Pub Date: July 11th, 2023
ISBN: 9780593331088
Publisher: Riverhead

In her second novel, Silver takes her protagonist—who resembles Ruth Bader Ginsburg—from a humble start in Brooklyn to the Supreme Court.

Justice Sylvia Olin Bernstein grew up in a working-class family, went to an elite law school at a time when few women were admitted, and built a career fighting for civil rights—especially rights for women—before ascending to the highest court in the land. In a memoir found after her death, our protagonist begins her story in 1949, when her father’s cousin comes to live with her family. Mariana survived Auschwitz, and her belief that the American system of laws—unlike Germany’s—could forestall genocide is one of the things that gets Sylvia thinking about justice. When the rabbi presiding over her mother’s funeral says that women don’t count to make a minyan, she begins to think about equality for women. When she’s at Harvard, her own pregnancy almost puts an abrupt end to her education. After this, fighting for women’s rights will become her life’s work. Although Silver has created a character of world-historical importance, she places her on a very small stage, surrounded by a very small cast. Almost everyone Sylvia interacts with will become a significant person in her life. This is a serious limitation that doesn’t work to the book’s benefit. And to be clear: Small doesn’t mean intimate. Even though this is a first-person recollection, Sylvia remains something of a cypher. Sylvia’s relationship with Mariana evolves over the course of the novel, but her husband, her best friend, and her daughter seem like useful accessories rather than real people.

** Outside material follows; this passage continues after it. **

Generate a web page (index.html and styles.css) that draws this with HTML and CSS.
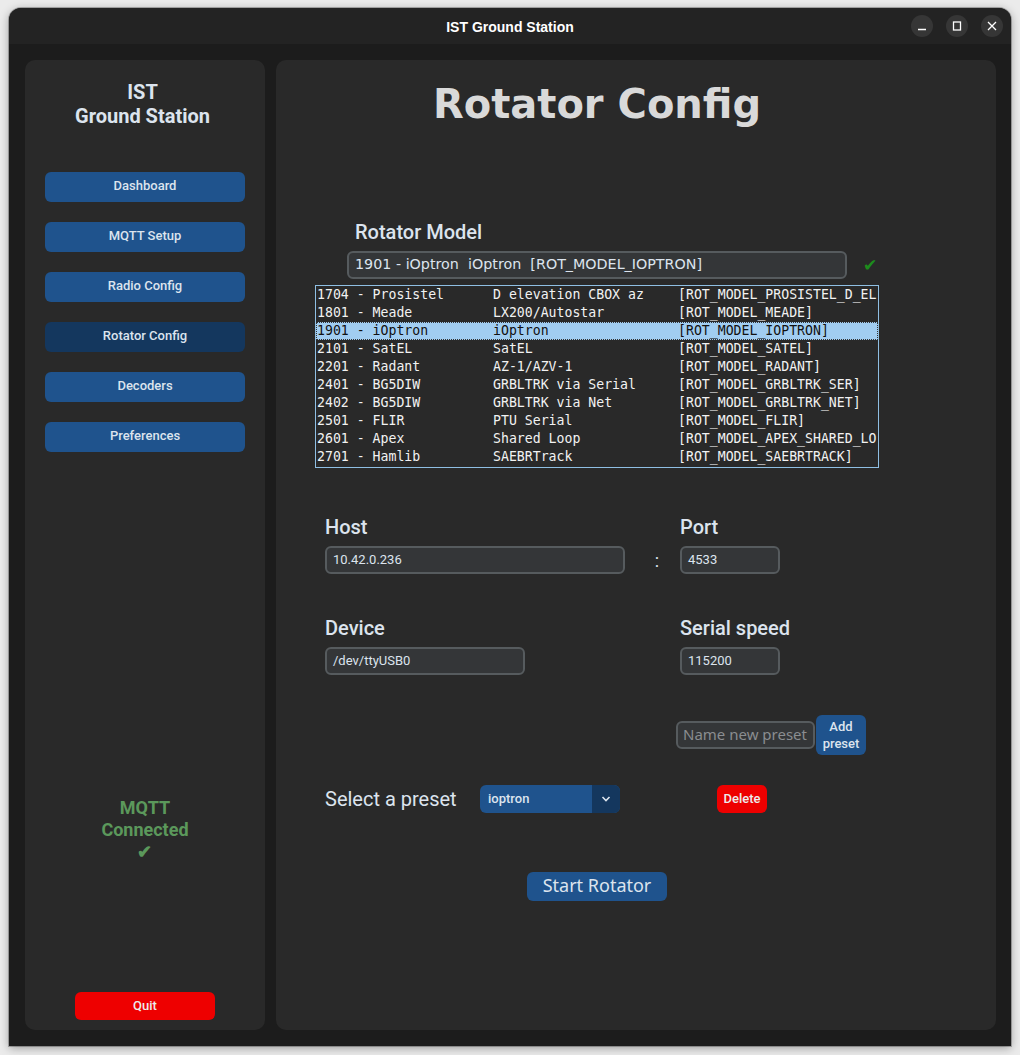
FILE: index.html
```html
<!DOCTYPE html>
<html>
<head>
<meta charset="utf-8">
<link rel="stylesheet" href="styles.css">
</head>
<body>
<div class="window">
  <header class="titlebar">
    <div></div>
    <div class="wtitle">IST Ground Station</div>
    <div class="controls">
      <span class="wbtn"><svg width="10" height="10" viewBox="0 0 10 10"><path d="M1 8.5h8" stroke="#fff" stroke-width="1.3"/></svg></span>
      <span class="wbtn"><svg width="10" height="10" viewBox="0 0 10 10"><rect x="1.5" y="1" width="7" height="8" fill="none" stroke="#fff" stroke-width="1.3"/></svg></span>
      <span class="wbtn"><svg width="10" height="10" viewBox="0 0 10 10"><path d="M1 1L9 9M9 1L1 9" stroke="#fff" stroke-width="1.3"/></svg></span>
    </div>
  </header>
  <div class="content">
    <aside class="sidebar">
      <div class="brand">IST<br>Ground Station</div>
      <nav class="nav">
        <div class="navbtn">Dashboard</div>
        <div class="navbtn">MQTT Setup</div>
        <div class="navbtn">Radio Config</div>
        <div class="navbtn active">Rotator Config</div>
        <div class="navbtn">Decoders</div>
        <div class="navbtn">Preferences</div>
      </nav>
      <div class="mqtt">MQTT<br>Connected<br>✔</div>
      <div class="quit">Quit</div>
    </aside>
    <main class="main">
      <h1 class="title">Rotator Config</h1>
      <div class="model-label">Rotator Model</div>
      <div class="combo-row">
        <div class="combo">1901 - iOptron&nbsp; iOptron&nbsp; [ROT_MODEL_IOPTRON]</div>
        <span class="check">✔</span>
      </div>
      <div class="listbox">
        <div class="lrow"><span>1704 - Prosistel</span><span>D elevation CBOX az</span><span>[ROT_MODEL_PROSISTEL_D_EL</span></div>
        <div class="lrow"><span>1801 - Meade</span><span>LX200/Autostar</span><span>[ROT_MODEL_MEADE]</span></div>
        <div class="lrow sel"><span>1901 - iOptron</span><span>iOptron</span><span>[ROT_MODEL_IOPTRON]</span></div>
        <div class="lrow"><span>2101 - SatEL</span><span>SatEL</span><span>[ROT_MODEL_SATEL]</span></div>
        <div class="lrow"><span>2201 - Radant</span><span>AZ-1/AZV-1</span><span>[ROT_MODEL_RADANT]</span></div>
        <div class="lrow"><span>2401 - BG5DIW</span><span>GRBLTRK via Serial</span><span>[ROT_MODEL_GRBLTRK_SER]</span></div>
        <div class="lrow"><span>2402 - BG5DIW</span><span>GRBLTRK via Net</span><span>[ROT_MODEL_GRBLTRK_NET]</span></div>
        <div class="lrow"><span>2501 - FLIR</span><span>PTU Serial</span><span>[ROT_MODEL_FLIR]</span></div>
        <div class="lrow"><span>2601 - Apex</span><span>Shared Loop</span><span>[ROT_MODEL_APEX_SHARED_LO</span></div>
        <div class="lrow"><span>2701 - Hamlib</span><span>SAEBRTrack</span><span>[ROT_MODEL_SAEBRTRACK]</span></div>
      </div>
      <div class="fields">
        <div class="flabel">Host</div>
        <div></div>
        <div class="flabel">Port</div>
        <div class="entry w300">10.42.0.236</div>
        <div class="colon">:</div>
        <div class="entry w100">4533</div>
      </div>
      <div class="fields second">
        <div class="flabel">Device</div>
        <div></div>
        <div class="flabel">Serial speed</div>
        <div class="entry w200">/dev/ttyUSB0</div>
        <div></div>
        <div class="entry w100">115200</div>
      </div>
      <div class="preset-new">
        <div class="entry placeholder">Name new preset</div>
        <div class="addbtn">Add<br>preset</div>
      </div>
      <div class="preset-row">
        <div class="plabel">Select a preset</div>
        <div class="option">
          <span class="optval">ioptron</span>
          <span class="optarrow"><svg width="10" height="6" viewBox="0 0 10 6"><path d="M1.5 1L5 4.5L8.5 1" fill="none" stroke="#dce4ee" stroke-width="1.6"/></svg></span>
        </div>
        <div class="delete">Delete</div>
      </div>
      <div class="start">Start Rotator</div>
    </main>
  </div>
</div>
</body>
</html>
```

FILE: styles.css
```css
html, body { margin: 0; padding: 0; }
body {
  background: #ebebeb;
  padding: 8px 0 0 9px;
  height: 1055px;
  box-sizing: border-box;
  overflow: hidden;
  font-family: Roboto, "Noto Sans", sans-serif;
}
.window {
  width: 1002px;
  height: 1038px;
  background: #1c1c1c;
  border-radius: 12px 12px 0 0;
  box-shadow: 0 2px 10px rgba(0,0,0,0.35), 0 0 0 1px rgba(0,0,0,0.25);
  display: flex;
  flex-direction: column;
  overflow: hidden;
}
.titlebar {
  height: 36px;
  flex: none;
  background: #232323;
  display: grid;
  grid-template-columns: 1fr auto 1fr;
  align-items: center;
}
.wtitle {
  font-family: "Liberation Sans", sans-serif;
  font-weight: bold;
  font-size: 14px;
  color: #ffffff;
  padding-top: 2px;
}
.controls {
  display: flex;
  justify-content: flex-end;
  gap: 13px;
  padding-right: 8px;
}
.wbtn {
  width: 22px;
  height: 22px;
  border-radius: 50%;
  background: #363636;
  display: flex;
  align-items: center;
  justify-content: center;
}
.content {
  flex: 1;
  display: flex;
  gap: 11px;
  padding: 16px 15px 16px 16px;
}
.sidebar {
  width: 240px;
  background: #292929;
  border-radius: 10px;
  display: flex;
  flex-direction: column;
  align-items: center;
}
.brand {
  margin-top: 20px;
  padding-right: 5px;
  font-weight: 700;
  font-size: 20px;
  line-height: 24px;
  color: #dce4ee;
  text-align: center;
}
.nav {
  margin-top: 44px;
  display: flex;
  flex-direction: column;
  gap: 20px;
}
.navbtn {
  width: 200px;
  height: 30px;
  border-radius: 6px;
  background: #1f538d;
  color: #dce4ee;
  font-size: 13px;
  font-weight: 500;
  line-height: 28px;
  text-align: center;
}
.navbtn.active { background: #14375e; }
.mqtt {
  margin-top: 345px;
  font-weight: 700;
  font-size: 18px;
  line-height: 22px;
  color: #5b985b;
  text-align: center;
}
.quit {
  margin-top: 129px;
  width: 140px;
  height: 28px;
  border-radius: 6px;
  background: #ee0000;
  color: #ececec;
  font-size: 13px;
  font-weight: 500;
  line-height: 27px;
  text-align: center;
}
.main {
  flex: 1;
  background: #292929;
  border-radius: 10px;
  padding-left: 49px;
  box-sizing: border-box;
}
.title {
  margin: 20px 0 0 0;
  width: 544px;
  text-align: center;
  font-family: "DejaVu Sans", sans-serif;
  font-weight: bold;
  font-size: 40px;
  line-height: 48px;
  color: #d9d9d9;
}
.model-label {
  margin: 92px 0 0 30px;
  font-size: 20px;
  font-weight: 500;
  line-height: 24px;
  color: #dce4ee;
}
.combo-row {
  margin: 7px 0 0 22px;
  display: flex;
  align-items: center;
  gap: 16px;
}
.combo {
  width: 500px;
  height: 28px;
  box-sizing: border-box;
  border: 2px solid #565b5e;
  border-radius: 6px;
  background: #343638;
  color: #dce4ee;
  font-family: "DejaVu Sans", sans-serif;
  font-size: 14.3px;
  line-height: 23px;
  padding-left: 6px;
  white-space: nowrap;
}
.check {
  color: #1c8c1c;
  font-size: 17px;
  font-family: "DejaVu Sans", sans-serif;
}
.listbox {
  margin: 6px 0 0 -10px;
  width: 564px;
  height: 183px;
  box-sizing: border-box;
  border: 1px solid #8fbfe3;
  padding: 0;
  overflow: hidden;
  font-family: "DejaVu Sans Mono", monospace;
  font-size: 13.2px;
  color: #f2f2f2;
}
.lrow {
  height: 18px;
  line-height: 18px;
  display: grid;
  grid-template-columns: 176px 185px 1fr;
  padding-left: 1px;
  white-space: nowrap;
  overflow: hidden;
  box-sizing: border-box;
}
.lrow span { overflow: hidden; }
.lrow.sel {
  background: #a1cdf1;
  color: #111111;
  outline: 1px dotted #333333;
  outline-offset: -1px;
}
.fields {
  margin-top: 47px;
  display: grid;
  grid-template-columns: 300px 55px 1fr;
  row-gap: 7px;
  align-items: center;
}
.fields.second { margin-top: 42px; }
.flabel {
  font-size: 20px;
  font-weight: 500;
  line-height: 24px;
  color: #dce4ee;
}
.entry {
  height: 28px;
  box-sizing: border-box;
  border: 2px solid #565b5e;
  border-radius: 6px;
  background: #343638;
  color: #dce4ee;
  font-size: 13px;
  padding-left: 6px;
  line-height: 23px;
}
.w300 { width: 300px; }
.w200 { width: 200px; }
.w100 { width: 100px; }
.colon {
  text-align: center;
  padding-left: 9px;
  color: #dce4ee;
  font-size: 18px;
}
.preset-new {
  margin: 40px 0 0 351px;
  display: flex;
  align-items: center;
}
.placeholder {
  width: 139px;
  color: #8a8d90;
  font-family: "Noto Sans", sans-serif;
  font-size: 15px;
  padding-left: 5px;
  white-space: nowrap;
  line-height: 22px;
}
.addbtn {
  margin-left: 1px;
  width: 50px;
  height: 40px;
  border-radius: 6px;
  background: #1f538d;
  color: #dce4ee;
  font-size: 13px;
  font-weight: 500;
  line-height: 17px;
  text-align: center;
  display: flex;
  align-items: center;
  justify-content: center;
}
.preset-row {
  margin-top: 30px;
  display: flex;
  align-items: center;
  height: 28px;
}
.plabel {
  width: 155px;
  font-size: 20px;
  line-height: 24px;
  color: #dce4ee;
}
.option {
  width: 140px;
  height: 28px;
  border-radius: 6px;
  background: #1f538d;
  display: flex;
  overflow: hidden;
}
.optval {
  flex: 1;
  padding-left: 8px;
  color: #dce4ee;
  font-size: 13px;
  font-weight: 500;
  line-height: 27px;
}
.optarrow {
  width: 28px;
  background: #14375e;
  display: flex;
  align-items: center;
  justify-content: center;
}
.delete {
  margin-left: 97px;
  width: 50px;
  height: 28px;
  border-radius: 6px;
  background: #ee0000;
  color: #ececec;
  font-size: 13px;
  font-weight: 500;
  line-height: 27px;
  text-align: center;
}
.start {
  margin: 59px 0 0 202px;
  width: 140px;
  height: 29px;
  border-radius: 6px;
  background: #1f538d;
  color: #dce4ee;
  font-family: "Noto Sans", sans-serif;
  font-size: 18px;
  line-height: 27px;
  text-align: center;
}
```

Most importantly, the author’s choice to eschew interactions with minor characters—her peers at Harvard, her colleagues at every stage of her career, judges at various levels of the judiciary—and elide years at a time make it seem like winning landmark victories for women and serving on the Supreme Court were not so hard at all for a Jewish woman born in the 1930s.

A novel that clocks in at almost 400 pages shouldn’t feel like a detailed outline, but this one often does.